Not quantifying the cost — "mocks are bad" loses to "ship the feature"; "this saves 4 weeks next migration" wins budget.

Test Yourself¶

Explain how a high mock ratio erodes refactoring confidence, with a concrete sentence engineers actually say.
You're scoping a REST→gRPC migration. How do brittle direct-client mocks change the estimate, and how would you have prevented it?
Draft three lines of a mocking policy for a testing guideline. Make them enforceable, not aspirational.
Why is a shared fake without a contract test more dangerous than a mock?
Give the org's positive list of "when a mock is right." What's common to every entry?
A PR raises coverage but adds ten behavior-verifying mocks.

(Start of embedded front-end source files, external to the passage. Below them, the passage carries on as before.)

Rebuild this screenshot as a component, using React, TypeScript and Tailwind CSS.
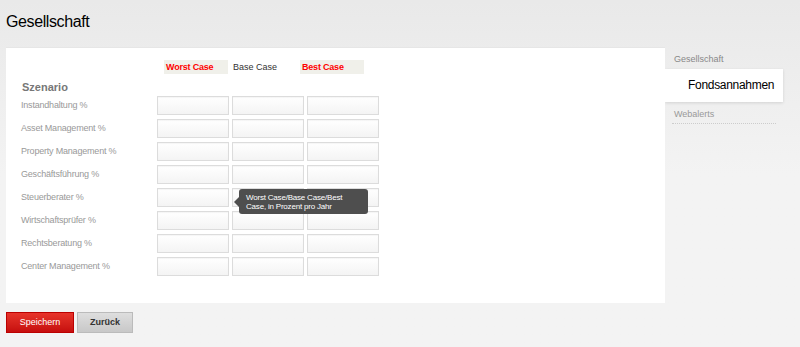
import React from "react";

const rows = [
  "Instandhaltung %",
  "Asset Management %",
  "Property Management %",
  "Geschäftsführung %",
  "Steuerberater %",
  "Wirtschaftsprüfer %",
  "Rechtsberatung %",
  "Center Management %",
];

function Input() {
  return (
    <div className="w-[72px] h-[19px] border border-[#dcdcdc] bg-gradient-to-b from-[#ffffff] to-[#f4f4f4] shadow-[inset_0_1px_1px_rgba(0,0,0,0.04)]" />
  );
}

export default function App() {
  return (
    <div
      className="w-[800px] h-[347px] bg-gradient-to-b from-[#e9e9e9] via-[#f3f3f3] to-[#f3f3f3] relative overflow-hidden"
      style={{ fontFamily: '"Liberation Sans", Arial, sans-serif' }}
    >
      <div className="pl-[6px] pt-[12px] h-[47px]">
        <h1 className="text-[16px] leading-[20px] tracking-[-0.4px] text-black">Gesellschaft</h1>
      </div>
      <div className="flex">
        <div className="ml-[6px] w-[659px] h-[256px] bg-white border-t border-[#e6e6e6] relative">
          <div className="flex pl-[158px] pt-[12px] h-[33px]">
            <div className="w-[64px] h-[14px] bg-[#f0f0ea] text-[#ff0000] text-[9px] font-bold tracking-[-0.2px] leading-[14px] pl-[2px]">Worst Case</div>
            <div className="w-[72px] h-[14px] text-[#333] text-[9px] leading-[14px] pl-[5px]">Base Case</div>
            <div className="w-[64px] h-[14px] bg-[#f0f0ea] text-[#ff0000] text-[9px] font-bold tracking-[-0.2px] leading-[14px] pl-[2px]">Best Case</div>
          </div>
          <div className="pl-[16px] text-[11px] leading-[13px] font-bold text-[#777] h-[14px]">Szenario</div>
          <div className="flex flex-col gap-[4px] pt-[1px]">
            {rows.map((r) => (
              <div key={r} className="flex items-center h-[19px]">
                <div className="w-[151px] pl-[15px] text-[9px] tracking-[-0.2px] text-[#999]">{r}</div>
                <div className="flex gap-[3px]">
                  <Input />
                  <Input />
                  <Input />
                </div>
              </div>
            ))}
          </div>
          <div className="absolute left-[233px] top-[141px] w-[129px] h-[25px] bg-[#4e4e4e] rounded-[3px] text-white text-[8px] tracking-[-0.2px] leading-[9px] pl-[7px] pt-[4px]">
            <div className="absolute left-[-5px] top-[8px] w-0 h-0 border-y-[5px] border-y-transparent border-r-[5px] border-r-[#4e4e4e]" />
            Worst Case/Base Case/Best
            <br />
            Case, in Prozent pro Jahr
          </div>
        </div>
        <div className="w-[135px] pt-[6px]">
          <div className="pl-[9px] text-[9px] text-[#888] h-[16px]">Gesellschaft</div>
          <div className="w-[118px] h-[33px] bg-white shadow-[0_1px_3px_rgba(0,0,0,0.12)] text-[12px] tracking-[-0.3px] text-black leading-[33px] pl-[23px]">Fondsannahmen</div>
          <div className="mx-[7px] mt-[6px] pl-[2px] text-[9px] text-[#999] h-[16px] border-b border-dotted border-[#ccc] w-[104px]">Webalerts</div>
        </div>
      </div>
      <div className="flex gap-[3px] pl-[6px] pt-[9px]">
        <div className="w-[68px] h-[21px] bg-gradient-to-b from-[#e7332a] to-[#c60d0d] border border-[#b00] text-white text-[9px] leading-[19px] text-center">Speichern</div>
        <div className="w-[56px] h-[21px] bg-gradient-to-b from-[#dedede] to-[#c8c8c8] border border-[#bbb] text-[#333] text-[9px] font-bold leading-[19px] text-center">Zurück</div>
      </div>
    </div>
  );
}
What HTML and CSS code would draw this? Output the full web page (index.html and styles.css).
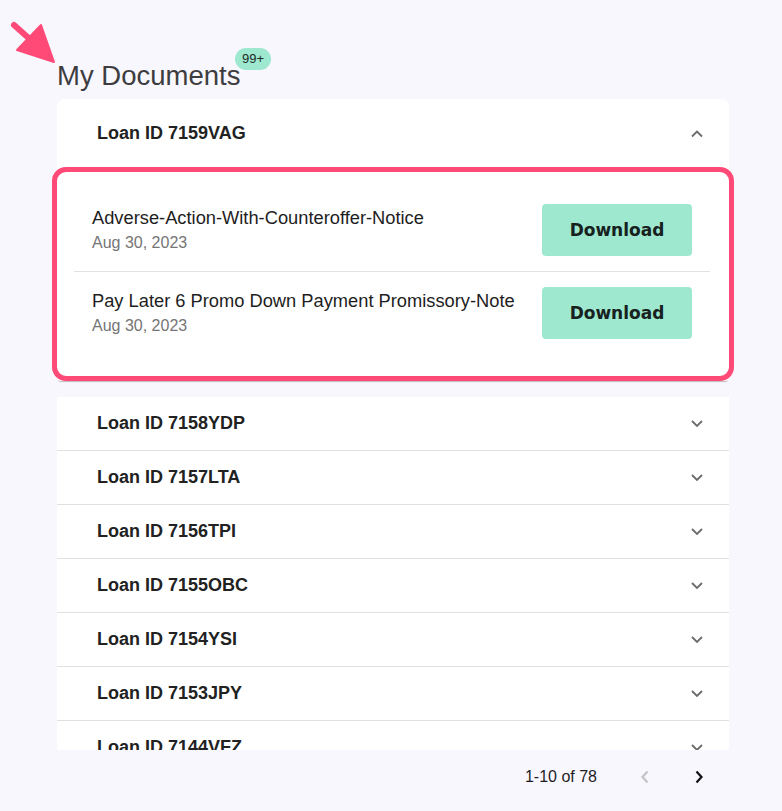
FILE: index.html
```html
<!DOCTYPE html>
<html lang="en">
<head>
    <meta charset="UTF-8">
    <meta name="viewport" content="width=device-width, initial-scale=1.0">
    <title>My Documents</title>
    <link rel="stylesheet" href="styles.css">
</head>
<body>
    <svg class="pointer" width="64" height="56" viewBox="0 0 64 56">
        <line x1="14" y1="11" x2="33" y2="28" stroke="#ff4a78" stroke-width="6" stroke-linecap="round" />
        <polygon points="54,48 17,36 41,11" fill="#ff4a78" stroke="#ff4a78" stroke-width="2" stroke-linejoin="round" />
    </svg>

    <div class="mainscreen">
        <div class="heading">
            <h1 class="title">My Documents</h1>
            <span class="badge">99+</span>
        </div>

        <div class="scroller">
            <div class="loan open">
                <div class="loan-head">
                    <span class="loan-id">Loan ID 7159VAG</span>
                    <svg class="chev" width="14" height="9" viewBox="0 0 14 9"><path d="M2 7.5 L7 2.5 L12 7.5" /></svg>
                </div>
                <div class="docs">
                    <div class="doc">
                        <div class="doc-info">
                            <p class="doc-name">Adverse-Action-With-Counteroffer-Notice</p>
                            <p class="doc-date">Aug 30, 2023</p>
                        </div>
                        <button class="button">Download</button>
                    </div>
                    <div class="doc">
                        <div class="doc-info">
                            <p class="doc-name">Pay Later 6 Promo Down Payment Promissory-Note</p>
                            <p class="doc-date">Aug 30, 2023</p>
                        </div>
                        <button class="button">Download</button>
                    </div>
                </div>
            </div>

            <div class="loans">
                <div class="loan-head row"><span class="loan-id">Loan ID 7158YDP</span><svg class="chev" width="14" height="9" viewBox="0 0 14 9"><path d="M2 2 L7 7 L12 2" /></svg></div>
                <div class="loan-head row"><span class="loan-id">Loan ID 7157LTA</span><svg class="chev" width="14" height="9" viewBox="0 0 14 9"><path d="M2 2 L7 7 L12 2" /></svg></div>
                <div class="loan-head row"><span class="loan-id">Loan ID 7156TPI</span><svg class="chev" width="14" height="9" viewBox="0 0 14 9"><path d="M2 2 L7 7 L12 2" /></svg></div>
                <div class="loan-head row"><span class="loan-id">Loan ID 7155OBC</span><svg class="chev" width="14" height="9" viewBox="0 0 14 9"><path d="M2 2 L7 7 L12 2" /></svg></div>
                <div class="loan-head row"><span class="loan-id">Loan ID 7154YSI</span><svg class="chev" width="14" height="9" viewBox="0 0 14 9"><path d="M2 2 L7 7 L12 2" /></svg></div>
                <div class="loan-head row"><span class="loan-id">Loan ID 7153JPY</span><svg class="chev" width="14" height="9" viewBox="0 0 14 9"><path d="M2 2 L7 7 L12 2" /></svg></div>
                <div class="loan-head row"><span class="loan-id">Loan ID 7144VFZ</span><svg class="chev" width="14" height="9" viewBox="0 0 14 9"><path d="M2 2 L7 7 L12 2" /></svg></div>
            </div>
        </div>

        <div class="pager">
            <span class="pager-text">1-10 of 78</span>
            <button class="page-btn prev"><svg width="10" height="16" viewBox="0 0 10 16"><path d="M7.5 2.5 L2.5 8 L7.5 13.5" /></svg></button>
            <button class="page-btn next"><svg width="10" height="16" viewBox="0 0 10 16"><path d="M2.5 2.5 L7.5 8 L2.5 13.5" /></svg></button>
        </div>
    </div>
</body>
</html>
```

FILE: styles.css
```css
body {
    font-family: 'Liberation Sans', Arial, sans-serif;
    margin: 0;
    padding: 0;
    background-color: #f9f7fe;
}

.pointer {
    position: absolute;
    left: 0;
    top: 14px;
}

.mainscreen {
    width: 672px;
    padding: 60px 0 0 57px;
}

.heading {
    position: relative;
    height: 32px;
    margin-bottom: 7px;
}

.title {
    margin: 0;
    font-size: 27.5px;
    line-height: 32px;
    font-weight: 400;
    color: #3d3d3f;
}

.badge {
    position: absolute;
    left: 178px;
    top: -12px;
    height: 22px;
    padding: 0 7px;
    border-radius: 11px;
    background: #9de8cf;
    color: #1d2b27;
    font-size: 13px;
    line-height: 22px;
}

.scroller {
    height: 651px;
    overflow: hidden;
    margin: 0 -6px;
    padding: 0 6px;
}

.loan {
    background: #ffffff;
    border-radius: 8px 8px 4px 4px;
    box-shadow: 0 2px 1px -1px rgba(0, 0, 0, 0.25);
    margin-bottom: 16px;
}

.loan-head {
    height: 68px;
    display: flex;
    align-items: center;
    justify-content: space-between;
    padding: 0 25px 0 40px;
}

.loan-id {
    font-size: 18px;
    font-weight: 700;
    color: #222222;
}

.chev path {
    fill: none;
    stroke: #6b6b6b;
    stroke-width: 1.8;
}

.docs {
    margin: 0 -5px;
    border: 5px solid #ff4a78;
    border-radius: 14px;
    padding: 17px 19px 22px 17px;
}

.doc {
    display: flex;
    align-items: center;
    justify-content: space-between;
    padding: 15px 18px;
}

.doc + .doc {
    border-top: 1px solid #e2e2e2;
}

.doc-info p {
    margin: 0;
    line-height: 22px;
}

.doc-name {
    font-size: 18.3px;
    color: #1e1e1e;
}

.doc-info .doc-date {
    margin-top: 3px;
    font-size: 16px;
    color: #757575;
}

.button {
    width: 150px;
    height: 52px;
    border: none;
    border-radius: 4px;
    background-color: #9de8cf;
    color: #17211e;
    font-family: 'DejaVu Sans', sans-serif;
    font-weight: 700;
    font-size: 17px;
}

.loans {
    background: #ffffff;
}

.row {
    height: 53px;
    border-bottom: 1px solid #e0e0e0;
}

.pager {
    display: flex;
    align-items: center;
    justify-content: flex-end;
    height: 54px;
    padding-right: 10px;
}

.pager-text {
    font-size: 16px;
    color: #1e1e1e;
    margin-right: 28px;
}

.page-btn {
    width: 40px;
    height: 40px;
    border: none;
    background: none;
    padding: 0;
    display: flex;
    align-items: center;
    justify-content: center;
}

.page-btn + .page-btn {
    margin-left: 14px;
}

.page-btn path {
    fill: none;
    stroke-width: 2.2;
}

.prev path {
    stroke: #c4c4c4;
}

.next path {
    stroke: #111111;
}
```
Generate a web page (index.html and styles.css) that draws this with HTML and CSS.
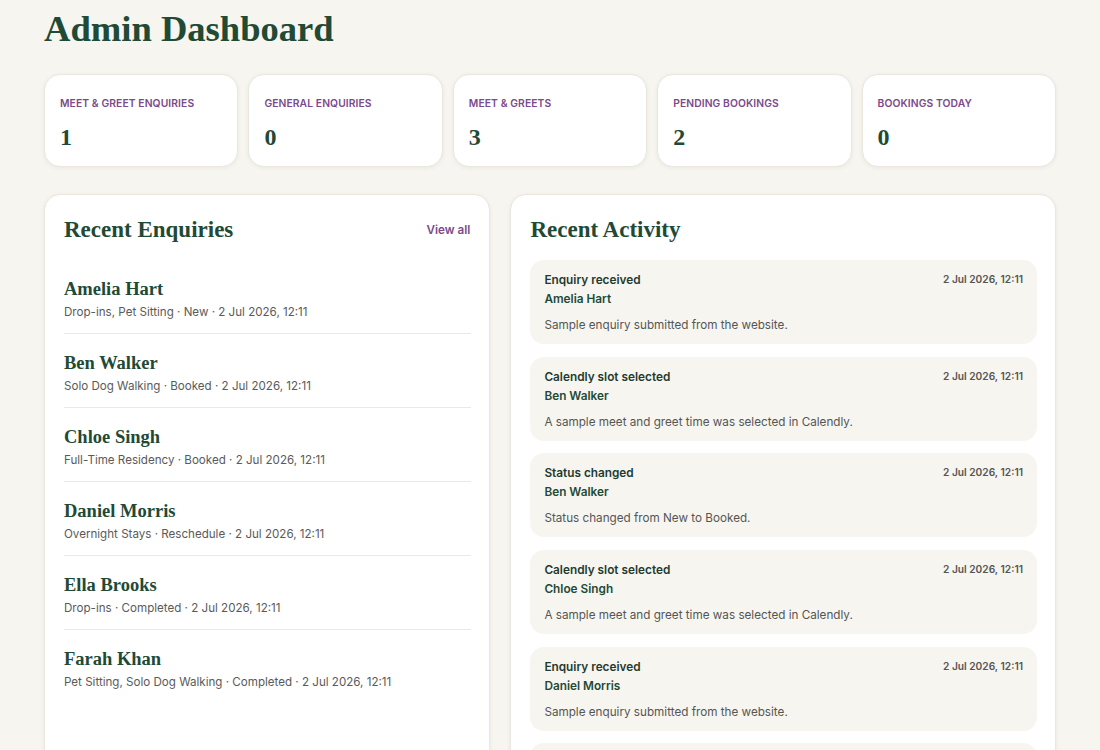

Write the review comment and the suggested fix.

Cheat Sheet¶

MOCK-HEAVY SUITE = ORG LIABILITY
  blocks refactoring • hides regressions (tautological green) • locks in bad design
  symptom: "I won't touch that, the tests will all break"  ← low refactoring confidence

MIGRATION TAX
  dep swap / lib upgrade / refactor / monolith split → brittle mocks dominate the cost
  quantify it: "4 of 6 weeks = rewriting mocks that test no behavior" → wins budget

ORG GUIDANCE (make right path the easy path)
  policy: prefer real > fakes > mocks • never mock unowned • state by default • >3 doubles = smell
  tooling: shared verified fakes (testkit) • lint unowned-type imports in tests • PR-template prompt
  ref impl > docs

KEEP FAKES HONEST
  shared CONTRACT suite run vs fake AND real (parametrized)  ← non-negotiable
  drifting fake = confident liar, worse than a mock

WHEN A MOCK IS RIGHT (codify it)
  interaction IS the contract: publish exactly one event • forbid a call • audit • retry-count
  assert payload + count, never just 'called'

TEACH IT
  five doubles by name in onboarding • review verification STYLE not just coverage
  name the smell: "change-detector test" • pair every rejection with the fake-based fix

Summary¶

At scale, mocking is an organizational discipline, and a mock-heavy suite is a liability: it blocks refactoring, hides regressions behind tautological green, and locks in bad design — the symptom being low refactoring confidence ("don't touch it, the tests will break"). The cost is paid as a migration tax during dependency swaps, library upgrades, and refactors, and the senior+ move is to quantify that tax so paying it down becomes a funded, migration-enabling investment. The levers are organizational: a written, enforceable mocking guideline (prefer real > fakes > mocks, never mock what you don't own, state by default, >3 doubles is a smell); shared verified fakes shipped as infrastructure so the right path is the easy path; contract tests that keep those fakes honest against the real implementations; a positive list of the few cases where a mock is genuinely correct (interaction-is-the-contract); and teaching the precise taxonomy plus reviewing for verification style, not just coverage. Get those right and clean mocking discipline becomes the org's default rather than each engineer's private battle.